Dans la fonction publique et dans les services publics, l’exercice du droit de grève est encadré par des règles spécifiques. Il existe une obligation de dépôt d’un préavis par une organisation syndicale représentative, précisant la date, l’heure et la durée de la grève. Les grèves doivent avoir un fondement professionnel, même lorsqu’elles s’inscrivent dans un mouvement national ayant une large portée. Mais le juge considère que toute grève a des objectifs professionnels, et c’est à l’administration d’apporter la preuve contraire.

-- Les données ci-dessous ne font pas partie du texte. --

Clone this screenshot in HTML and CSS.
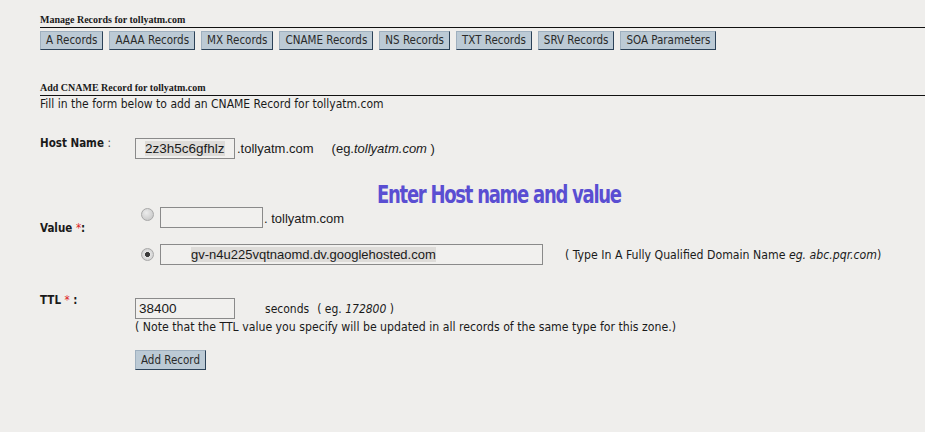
FILE: index.html
```html
<!DOCTYPE html>
<html>
<head>
<meta charset="utf-8">
<link rel="stylesheet" href="styles.css">
</head>
<body>
<div class="page">
  <div class="section-title first">Manage Records for tollyatm.com</div>
  <div class="tabs">
    <button class="btn">A Records</button>
    <button class="btn">AAAA Records</button>
    <button class="btn">MX Records</button>
    <button class="btn">CNAME Records</button>
    <button class="btn">NS Records</button>
    <button class="btn">TXT Records</button>
    <button class="btn">SRV Records</button>
    <button class="btn">SOA Parameters</button>
  </div>

  <div class="section-title second">Add CNAME Record for tollyatm.com</div>
  <div class="intro">Fill in the form below to add an CNAME Record for tollyatm.com</div>

  <div class="row host-row">
    <div class="label">Host Name <span class="colon">:</span></div>
    <div class="field">
      <div class="box host-box"><span class="hl">2z3h5c6gfhlz</span></div>
      <span class="suffix">.tollyatm.com</span>
      <span class="eg">(eg.<i>tollyatm.com</i> )</span>
    </div>
  </div>

  <div class="callout">Enter Host name and value</div>

  <div class="row value-row">
    <div class="label value-label">Value <span class="req">*</span>:</div>
    <div class="value-options">
      <div class="opt">
        <span class="radio"></span>
        <div class="box small-box"></div>
        <span class="suffix2">. tollyatm.com</span>
      </div>
      <div class="opt opt2">
        <span class="radio checked"></span>
        <div class="box long-box"><span class="hl">gv-n4u225vqtnaomd.dv.googlehosted.com</span></div>
        <span class="hint">( Type In A Fully Qualified Domain Name <i>eg. abc.pqr.com</i>)</span>
      </div>
    </div>
  </div>

  <div class="row ttl-row">
    <div class="label">TTL <span class="req">*</span> :</div>
    <div class="ttl-field">
      <div class="ttl-line">
        <div class="box ttl-box">38400</div>
        <span class="secs">seconds</span>
        <span class="eg2">( eg. <i>172800</i> )</span>
      </div>
      <div class="note">( Note that the TTL value you specify will be updated in all records of the same type for this zone.)</div>
      <button class="btn add">Add Record</button>
    </div>
  </div>
</div>
</body>
</html>
```

FILE: styles.css
```css
html, body {
  margin: 0;
  padding: 0;
  background: #efeeec;
  color: #1a1a1a;
  font-family: "DejaVu Sans Condensed", "DejaVu Sans", sans-serif;
}
.page {
  padding: 14px 0 0 40px;
  width: 885px;
}
.section-title {
  font-family: "Liberation Serif", "Times New Roman", serif;
  font-weight: bold;
  font-size: 10px;
  line-height: 12px;
  border-bottom: 1px solid #111;
  padding-bottom: 1px;
}
.tabs {
  display: flex;
  gap: 6px;
  margin-top: 3px;
}
.btn {
  font-family: "DejaVu Sans Condensed", "DejaVu Sans", sans-serif;
  font-size: 11.5px;
  color: #2a2a2a;
  background: #bccad5;
  border: 1px solid #9fb0bf;
  border-right-color: #2c4258;
  border-bottom-color: #2c4258;
  height: 19px;
  padding: 0 5px;
  line-height: 17px;
  margin: 0;
}
.section-title.second {
  margin-top: 32px;
}
.intro {
  font-size: 12px;
  line-height: 14px;
  margin-top: 1px;
}
.row {
  display: flex;
}
.label {
  width: 95px;
  flex: none;
  font-weight: bold;
  font-size: 11.5px;
}
.colon {
  color: #444;
  font-weight: normal;
}
.req {
  color: #d22;
  font-weight: normal;
}
.host-row {
  margin-top: 25px;
  align-items: flex-start;
}
.host-row .label {
  line-height: 14px;
}
.field {
  display: flex;
  align-items: center;
  margin-top: 2px;
  font-family: "Liberation Sans", Arial, sans-serif;
  font-size: 13px;
}
.box {
  box-sizing: border-box;
  border: 1px solid #8a8a8a;
  background: #f1f0ee;
  height: 21px;
  display: flex;
  align-items: center;
  font-family: "Liberation Sans", Arial, sans-serif;
  font-size: 13px;
}
.host-box {
  width: 100px;
  padding-left: 9px;
  font-size: 13.5px;
}
.hl {
  background: #dedcd9;
}
.suffix {
  margin-left: 2px;
}
.eg {
  margin-left: 18px;
}
.callout {
  margin: 23px 0 0 337px;
  font-family: "DejaVu Sans Condensed", "Liberation Sans Narrow", sans-serif;
  font-weight: bold;
  font-size: 22px;
  line-height: 26px;
  color: #5a4ed2;
  letter-spacing: -1.4px;
  transform: scale(0.91, 1.12);
  transform-origin: left center;
  width: max-content;
}
.value-row {
  margin-top: -1px;
  align-items: flex-start;
}
.value-label {
  margin-top: 14px;
  font-size: 11.5px;
}
.value-options {
  display: flex;
  flex-direction: column;
  gap: 16px;
  margin-left: 6px;
}
.opt {
  display: flex;
  align-items: center;
  font-family: "Liberation Sans", Arial, sans-serif;
  font-size: 13px;
}
.radio {
  box-sizing: border-box;
  width: 13px;
  height: 13px;
  border-radius: 50%;
  border: 1px solid #a8a8a8;
  background: radial-gradient(circle at 40% 35%, #ececec, #c0c0c0);
  margin-right: 6px;
  margin-top: -6px;
}
.radio.checked {
  background: radial-gradient(circle, #3a3a3a 0 2.2px, #e4e4e4 2.8px, #c4c4c4 100%);
  margin-top: 0;
}
.small-box {
  width: 103px;
}
.suffix2 {
  margin-left: 1px;
  margin-top: 1px;
}
.long-box {
  width: 383px;
  padding-left: 30px;
}
.hint {
  margin-left: 22px;
  font-family: "DejaVu Sans Condensed", sans-serif;
  font-size: 12.2px;
}
.ttl-row {
  margin-top: 33px;
  align-items: flex-start;
}
.ttl-row .label {
  margin-top: -5px;
  line-height: 14px;
}
.ttl-field {
  display: flex;
  flex-direction: column;
  align-items: flex-start;
}
.ttl-line {
  display: flex;
  align-items: center;
  font-family: "DejaVu Sans Condensed", sans-serif;
  font-size: 12px;
}
.ttl-box {
  width: 100px;
  padding-left: 3px;
  font-size: 13.5px;
}
.secs {
  margin-left: 30px;
}
.eg2 {
  margin-left: 8px;
}
.note {
  font-family: "DejaVu Sans Condensed", sans-serif;
  font-size: 12.2px;
  line-height: 14px;
  margin-top: 1px;
}
.btn.add {
  margin-top: 16px;
  height: 20px;
  padding: 0 5px;
}
```
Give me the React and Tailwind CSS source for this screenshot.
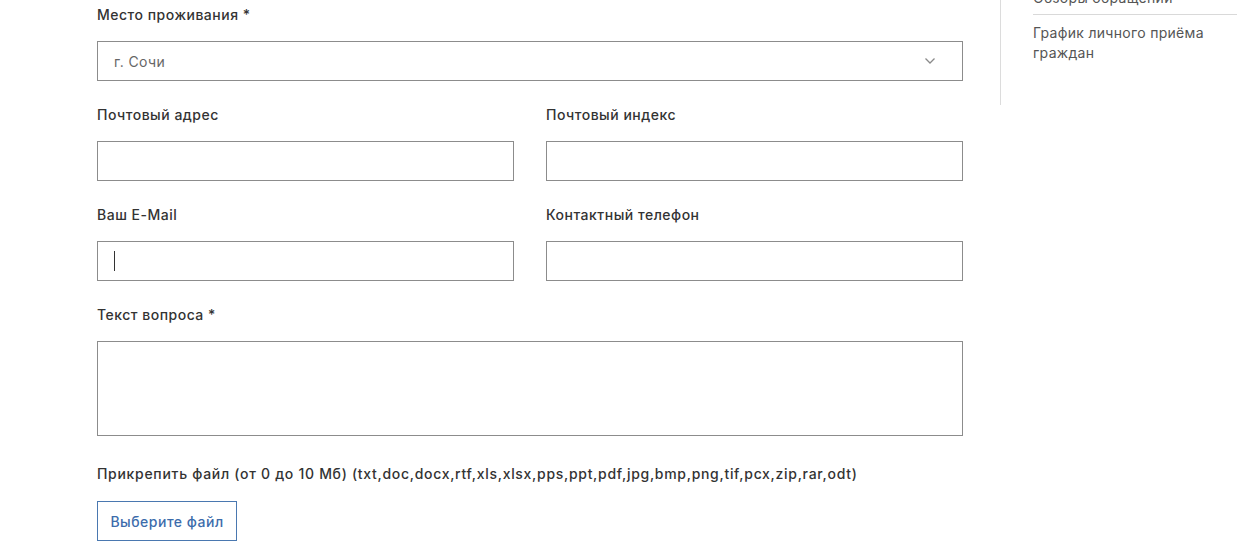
import React from 'react';

const font = { fontFamily: 'Inter, "Noto Sans", sans-serif' };

const Label = ({ children, className = '' }) => (
  <div className={`text-[14px] leading-5 font-medium text-[#333333] tracking-[0.5px] ${className}`}>{children}</div>
);

const Field = ({ children, className = '' }) => (
  <div className={`h-10 border border-[#8c8c8c] bg-white flex items-center px-4 ${className}`}>
    {children}
  </div>
);

const App = () => {
  return (
    <div className="min-h-[557px] bg-white flex pl-[97px]" style={font}>
      <form className="w-[866px] pt-[5px] flex flex-col">
        <Label>Место проживания *</Label>
        <Field className="mt-4 justify-between">
          <span className="text-[14px] text-[#666666] tracking-[0.4px]">г. Сочи</span>
          <svg width="12" height="8" viewBox="0 0 12 8" className="mr-[10px]">
            <path d="M1.5 1.5 6 6l4.5-4.5" fill="none" stroke="#8a8a8a" strokeWidth="1.3" />
          </svg>
        </Field>

        <div className="grid grid-cols-2 gap-x-8 mt-6">
          <div className="flex flex-col gap-4">
            <Label>Почтовый адрес</Label>
            <Field />
          </div>
          <div className="flex flex-col gap-4">
            <Label>Почтовый индекс</Label>
            <Field />
          </div>
        </div>

        <div className="grid grid-cols-2 gap-x-8 mt-6">
          <div className="flex flex-col gap-4">
            <Label>Ваш E-Mail</Label>
            <Field>
              <span className="w-px h-5 bg-[#333333]" />
            </Field>
          </div>
          <div className="flex flex-col gap-4">
            <Label>Контактный телефон</Label>
            <Field />
          </div>
        </div>

        <div className="mt-6 flex flex-col gap-4">
          <Label>Текст вопроса *</Label>
          <div className="h-[95px] border border-[#8c8c8c] bg-white" />
        </div>

        <div className="mt-7">
          <Label className="tracking-[0.7px]">Прикрепить файл (от 0 до 10 Мб) (txt,doc,docx,rtf,xls,xlsx,pps,ppt,pdf,jpg,bmp,png,tif,pcx,zip,rar,odt)</Label>
        </div>
        <div className="mt-[17px]">
          <button
            type="button"
            className="h-10 w-[140px] border border-[#4a78b0] text-[#3d6cab] text-[14px] font-medium tracking-[0.5px] bg-white"
          >
            Выберите файл
          </button>
        </div>
      </form>

      <div className="ml-[37px] h-[105px] border-l border-[#dcdcdc]" />

      <aside className="pl-8 w-[236px]">
        <div className="-mt-[12px] pb-[6px] text-[14px] leading-5 text-[#555555] tracking-[0.3px] border-b border-[#d9d9d9]">
          Обзоры обращений
        </div>
        <div className="pt-2 text-[14px] leading-5 text-[#555555] tracking-[0.3px] w-[200px]">
          График личного приёма граждан
        </div>
      </aside>
    </div>
  );
};

export default App;
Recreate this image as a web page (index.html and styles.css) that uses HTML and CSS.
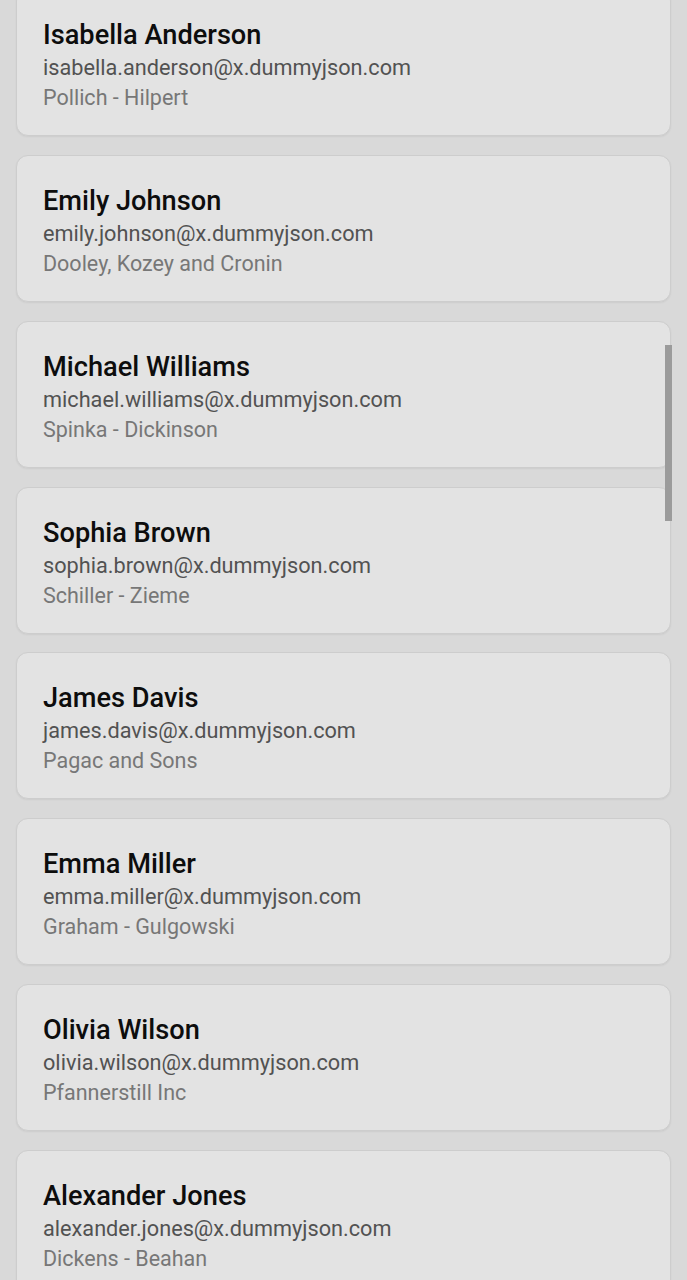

Pas de droit de grève chez les indépendants

Au sens strict, le droit de grève n’est pas reconnu aux travailleurs indépendants tels les agriculteurs, les professions libérales … Les mouvements collectifs dans ces professions se voient appliquer le droit commun des manifestations ou d’autres formes d’action collective, mais ne sont pas juridiquement qualifiés de grève. Une exception notable : bien que juridiquement indépendants, les travailleurs utilisant des plateformes numériques (travailleurs ubérisés) peuvent organiser des mouvements de refus concerté de « fournir leurs services pour défendre leurs revendications professionnelles ».